I – Araldus ou la connaissance

Dans le passage de sa correspondance placé en exergue, Flaubert « théorise » au débotté, à l’intention de sa chère Louise Colet, une composante fondamentale de la « création » littéraire, qui précisément ne relève pas à proprement parler de la création, mais plutôt de son soubassement, de sa « préparation », de ses conditions futures d’existence : la connaissance acquise, assimilée, macérée dans l’esprit de l’auteur avant de se trouver naturellement infusée dans l’écriture, non pas comme un étalage (au marché) ou une démonstration (au supermarché), mais comme sa respiration ou sa circulation sanguine. Araldus est pétri d’une connaissance intime de la géographie, des personnages, des faits politiques du Haut Moyen Âge dans le Poitou, mais bien au-delà de ces catégories générales ou de cette culture classique, cette connaissance – avec ses termes appropriés, ajustés, dessinant le récit à la ligne claire – semble contaminer les moindres recoins de son récit, ses moindres détails, bâtisses, ustensiles, armes, plantes, vêtures, minéraux, animaux, tout y passe, tout y est, comme si l’auteur s’était rendu « sur place en ce temps-là », et comme s’il avait réellement et quotidiennement côtoyé, en ce temps-là, dans ces lieux-là, ces êtres, ces choses, ces faits, jusqu’à faire se correspondre et se fusionner la connaissance et la vie, le savoir et la plus frémissante évocation sensorielle…

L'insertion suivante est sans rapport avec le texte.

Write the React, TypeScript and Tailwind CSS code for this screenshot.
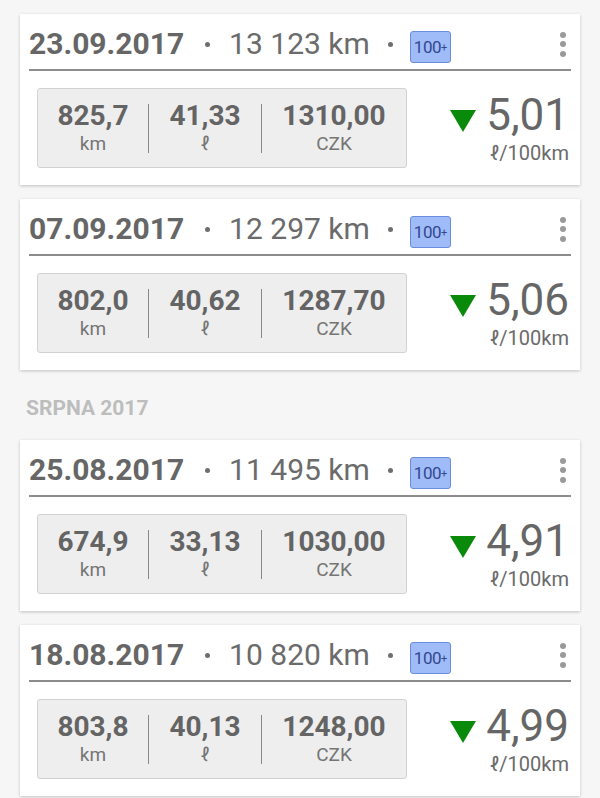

Flaubert, qui savait ce qu’était le mot juste et la recherche obstinée du mot juste (lui qui se considérait comme un « tâcheron des lettres »), parle de moelle pour qualifier non pas l’écriture en tant que « création », mais ce qu’un écrivain est capable (ou pas…) de transfuser de réelle connaissance dans un travail d’écriture dont cette connaissance est précisément la condition même d’existence en tant que (éventuelle) création. Autrement dit, dans son esprit, il fallait à l’écriture une sorte de préalable d’une grande solidité, d’une grande richesse, requérant par ailleurs une certaine patience et une humilité certaine, à savoir le temps de la connaissance, l’écriture proprement dite n’en devenant plus tard qu’un réceptacle le plus idoine possible… comme l’os contient la moelle. D’une certaine manière, rien n’est plus facile que d’écrire sans la connaissance. Il suffit de savoir écrire. Mais apporter cette moelle de la connaissance dans l’écriture, autre histoire… Araldus est une œuvre de cette catégorie, remplie de cette moelle, et de la moelle la plus plantureuse, la plus nourrissante, la plus goûtue…

 

 

II – Araldus, loser magnifique

Tout au long de ma lecture (et ce sentiment gagnait en intensité à mesure que j’approchais de la fin du livre… et de la vie du sire Araldus), je me suis demandé qui était vraiment cet Araldus, personnage complexe, ne manquant – en dépit de ses failles, de ses limites, de ses faiblesses – ni de qualités ni d’une certaine lucidité, dans le cours d’une existence longue et chaotique, vaillante et glorieuse par moments, soumise cependant à bien des vicissitudes et bien des traverses. Certes, l’impression d’avoir affaire à un homme « empêché » par les événements et par une structure sociale pyramidale intraitable, mais empêtré aussi bien dans sa propre sphère mentale restreinte (tout comme il l’est physiquement dans son castrum) me semblait dominer l’ensemble de ce morne destin qui se traîne en longueur comme une nuit qui n’en finirait pas. Toutefois, la question de savoir si Araldus est un loser ou un type qui – entre hauts et bas de l’existence – a « bâti quelque chose » (comme il cherche à s’en faire accroire à la toute fin de sa vie) n’est pas si simple à trancher. Car au fond – et c’est d’ailleurs, je trouve, une question sous-jacente mais permanente et obsédante qui parcourt tout le livre –, que signifie « réussir » ? Réussir une vie ? Sur quoi, sur quels principes, sur quelles notions, par rapport à quels rêves ou idéaux de départ, la « réussite d’une vie » s’indexe-t-elle ? La définition que l’on donnait soi-même, jeune, à cette « réussite », peut-elle raisonnablement, sincèrement, honnêtement, changer en cours de route ? Et si – sur le tard… – changement de définition il y a, ne risque-t-il pas, ce changement, de n’être que le masque grimaçant et pathétique d’un renoncement pur et simple de la définition d’origine ? Toute la force, toute la subtilité du lent travail de narration de David Pascaud, ainsi que l’exploration abyssale qu’il mène à l’intérieur de son personnage, tiennent à l’ambiguïté, au « tremblé » qu’il parvient à maintenir jusqu’au bout dans le jeu de ces questions qui concernent, me semble-t-il, la quasi-totalité de la tourbe humaine…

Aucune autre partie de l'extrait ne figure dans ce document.